# GOAL OF THE EXERCISE
Write out each line from the data below that includes the word "React".

# DATASET ROWS
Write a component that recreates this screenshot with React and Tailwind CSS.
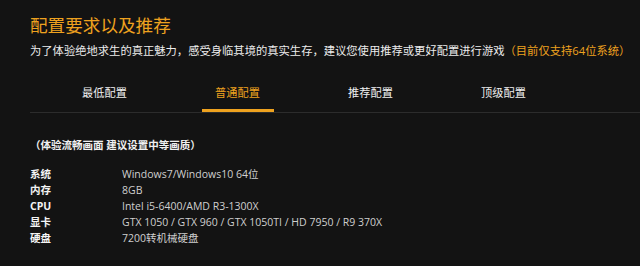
const tabs = ["最低配置", "普通配置", "推荐配置", "顶级配置"];

const specs = [
  ["系统", "Windows7/Windows10 64位"],
  ["内存", "8GB"],
  ["CPU", "Intel i5-6400/AMD R3-1300X"],
  ["显卡", "GTX 1050 / GTX 960 / GTX 1050TI / HD 7950 / R9 370X"],
  ["硬盘", "7200转机械硬盘"],
];

const font = { fontFamily: '"Open Sans", "Noto Sans CJK SC", sans-serif' };

export default function App() {
  return (
    <div className="w-[640px] h-[266px] bg-[#131313] overflow-hidden" style={font}>
      <div className="pl-[30px] pt-[12px]">
        <h1 className="text-[17.6px] leading-[26px] text-[#eea21f] font-normal">配置要求以及推荐</h1>
        <p className="mt-[6px] text-[11.3px] leading-[14px] text-[#ececec] whitespace-nowrap">
          为了体验绝地求生的真正魅力，感受身临其境的真实生存，建议您使用推荐或更好配置进行游戏
          <span className="text-[#eea21f]">（目前仅支持64位系统）</span>
        </p>
      </div>

      <div className="ml-[30px] mt-[28px] border-b border-[#2c2c2c] flex pl-[8px]">
        {tabs.map((t, i) => (
          <div key={t} className="w-[133px] flex flex-col items-center">
            <span
              className={`text-[11.2px] leading-[14px] ${i === 1 ? "text-[#eea21f]" : "text-[#f0f0f0]"}`}
            >
              {t}
            </span>
            <div className={`mt-[9px] w-[72px] h-[3px] ${i === 1 ? "bg-[#eea21f]" : "bg-transparent"}`} />
          </div>
        ))}
      </div>

      <div className="pl-[30px] pt-[25px]">
        <p className="text-[10.5px] leading-[14px] font-bold text-[#f0f0f0]">（体验流畅画面 建议设置中等画质）</p>
        <div className="mt-[15px] flex flex-col">
          {specs.map(([k, v]) => (
            <div key={k} className="flex h-[16px] items-center">
              <span className="w-[92px] text-[10.5px] font-bold text-[#f4f4f4]">{k}</span>
              <span className="text-[10.5px] text-[#cfcfcf]">{v}</span>
            </div>
          ))}
        </div>
      </div>
    </div>
  );
}
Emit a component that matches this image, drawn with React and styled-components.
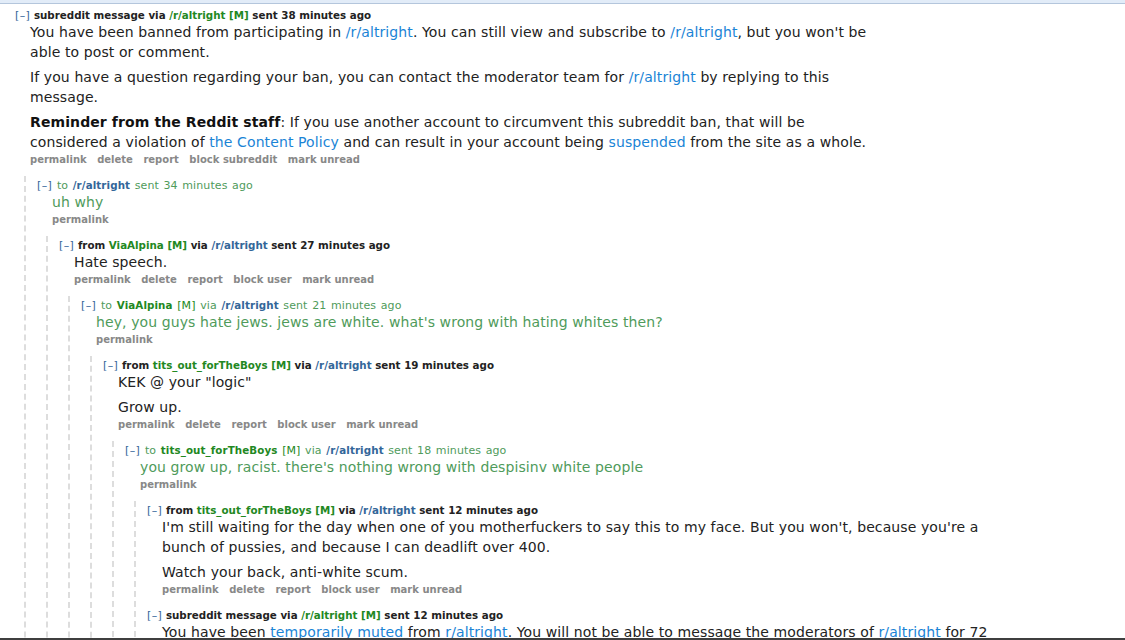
import React from "react";
import styled, { createGlobalStyle } from "styled-components";

const GREEN = "#228822";
const BLUE = "#336699";
const ME = "#4f9b5b";
const LINK = "#1a84d6";

const GlobalStyle = createGlobalStyle`
  html, body {
    margin: 0;
    padding: 0;
    background: #fff;
  }
  body {
    font-family: "DejaVu Sans", Verdana, sans-serif;
  }
`;

const Page = styled.div`
  height: 640px;
  box-sizing: border-box;
  overflow: hidden;
  border-bottom: 2px solid #3f3f3f;
`;

const TopBar = styled.div`
  height: 3px;
  background: #e2ecf8;
  border-bottom: 1px solid #b4c6dc;
`;

const Thread = styled.div`
  padding: 2px 0 0 15px;
`;

const Entry = styled.div`
  display: flex;
  flex-direction: column;
`;

const TaglineRow = styled.div`
  box-sizing: border-box;
  height: 15px;
  padding-top: 3px;
  font-size: ${(p) => (p.$me ? "11px" : "10.3px")};
  line-height: 12px;
  white-space: nowrap;
  color: ${(p) => (p.$me ? ME : "#222")};
  font-weight: ${(p) => (p.$me ? "normal" : "bold")};
  letter-spacing: ${(p) => (p.$me ? "0.1px" : "0")};
  word-spacing: ${(p) => (p.$me ? "1px" : "0")};
`;

const Expand = styled.span`
  color: ${BLUE};
  font-weight: normal;
  font-size: 11px;
  letter-spacing: 0.4px;
`;

const Sub = styled.span`
  font-weight: bold;
  font-size: 10.3px;
  color: ${(p) => (p.$tone === "green" ? GREEN : BLUE)};
`;

const Author = styled.span`
  font-weight: bold;
  font-size: 10.3px;
  color: ${GREEN};
`;

const Mod = styled.span`
  color: ${GREEN};
  font-weight: ${(p) => (p.$bold ? "bold" : "normal")};
  font-size: ${(p) => (p.$bold ? "10.3px" : "inherit")};
`;

const Link = styled.a`
  color: ${LINK};
  text-decoration: none;
`;

const Body = styled.div`
  margin-top: 1px;
  padding-left: 15px;
  max-width: 840px;
  font-size: 14px;
  line-height: 20px;
  letter-spacing: 0.1px;
  color: ${(p) => (p.$me ? ME : "#222")};

  p {
    margin: 0;
  }
  p + p {
    margin-top: 5px;
  }
  strong {
    color: #111;
  }
`;

const Buttons = styled.ul`
  list-style: none;
  margin: 1px 0 0;
  padding: 0 0 0 15px;
  display: flex;
  gap: 10.5px;
  font-size: 10px;
  line-height: 14px;
  font-weight: bold;
  color: #888;
  white-space: nowrap;
`;

const Children = styled.div`
  display: flex;
  flex-direction: column;
  gap: 9px;
  margin: 9px 0 0 9px;
  padding-left: 11px;
  border-left: 2px dashed #dddddd;
`;

const SUB_BUTTONS = ["permalink", "delete", "report", "block subreddit", "mark unread"];
const USER_BUTTONS = ["permalink", "delete", "report", "block user", "mark unread"];
const ME_BUTTONS = ["permalink"];

const thread = {
  kind: "sub",
  sent: "38 minutes",
  buttons: SUB_BUTTONS,
  body: [
    <>
      You have been banned from participating in <Link>/r/altright</Link>. You can still view and
      subscribe to <Link>/r/altright</Link>, but you won't be able to post or comment.
    </>,
    <>
      If you have a question regarding your ban, you can contact the moderator team for{" "}
      <Link>/r/altright</Link> by replying to this message.
    </>,
    <>
      <strong>Reminder from the Reddit staff</strong>: If you use another account to circumvent this
      subreddit ban, that will be considered a violation of <Link>the Content Policy</Link> and can
      result in your account being <Link>suspended</Link> from the site as a whole.
    </>,
  ],
  children: [
    {
      kind: "to",
      sent: "34 minutes",
      buttons: ME_BUTTONS,
      body: ["uh why"],
      children: [
        {
          kind: "from",
          author: "ViaAlpina",
          sent: "27 minutes",
          buttons: USER_BUTTONS,
          body: ["Hate speech."],
          children: [
            {
              kind: "to",
              author: "ViaAlpina",
              sent: "21 minutes",
              buttons: ME_BUTTONS,
              body: ["hey, you guys hate jews. jews are white. what's wrong with hating whites then?"],
              children: [
                {
                  kind: "from",
                  author: "tits_out_forTheBoys",
                  sent: "19 minutes",
                  buttons: USER_BUTTONS,
                  body: ['KEK @ your "logic"', "Grow up."],
                  children: [
                    {
                      kind: "to",
                      author: "tits_out_forTheBoys",
                      sent: "18 minutes",
                      buttons: ME_BUTTONS,
                      body: ["you grow up, racist. there's nothing wrong with despisinv white people"],
                      children: [
                        {
                          kind: "from",
                          author: "tits_out_forTheBoys",
                          sent: "12 minutes",
                          buttons: USER_BUTTONS,
                          body: [
                            "I'm still waiting for the day when one of you motherfuckers to say this to my face. But you won't, because you're a bunch of pussies, and because I can deadlift over 400.",
                            "Watch your back, anti-white scum.",
                          ],
                        },
                        {
                          kind: "sub",
                          sent: "12 minutes",
                          buttons: SUB_BUTTONS,
                          body: [
                            <>
                              You have been <Link>temporarily muted</Link> from <Link>r/altright</Link>.
                              You will not be able to message the moderators of <Link>r/altright</Link>{" "}
                              for 72 hours.
                            </>,
                          ],
                        },
                      ],
                    },
                  ],
                },
              ],
            },
          ],
        },
      ],
    },
  ],
};

function Tagline({ msg }) {
  if (msg.kind === "sub") {
    return (
      <TaglineRow $me={false}>
        <Expand>[–]</Expand> subreddit message via <Sub $tone="green">/r/altright</Sub>{" "}
        <Mod $bold>[M]</Mod> sent {msg.sent} ago
      </TaglineRow>
    );
  }
  if (msg.kind === "from") {
    return (
      <TaglineRow $me={false}>
        <Expand>[–]</Expand> from <Author>{msg.author}</Author> <Mod $bold>[M]</Mod> via{" "}
        <Sub $tone="blue">/r/altright</Sub> sent {msg.sent} ago
      </TaglineRow>
    );
  }
  return (
    <TaglineRow $me>
      <Expand>[–]</Expand> to{" "}
      {msg.author ? (
        <>
          <Author>{msg.author}</Author> <Mod>[M]</Mod> via{" "}
        </>
      ) : null}
      <Sub $tone="blue">/r/altright</Sub> sent {msg.sent} ago
    </TaglineRow>
  );
}

function Message({ msg }) {
  return (
    <Entry>
      <Tagline msg={msg} />
      <Body $me={msg.kind === "to"}>
        {msg.body.map((p, i) => (
          <p key={i}>{p}</p>
        ))}
      </Body>
      <Buttons>
        {msg.buttons.map((b) => (
          <li key={b}>{b}</li>
        ))}
      </Buttons>
      {msg.children && (
        <Children>
          {msg.children.map((c, i) => (
            <Message key={i} msg={c} />
          ))}
        </Children>
      )}
    </Entry>
  );
}

export default function App() {
  return (
    <>
      <GlobalStyle />
      <Page>
        <TopBar />
        <Thread>
          <Message msg={thread} />
        </Thread>
      </Page>
    </>
  );
}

# SOLVED EXERCISE
Write a component that recreates this screenshot with React and Tailwind CSS.
Emit a component that matches this image, drawn with React and styled-components.
import React from "react";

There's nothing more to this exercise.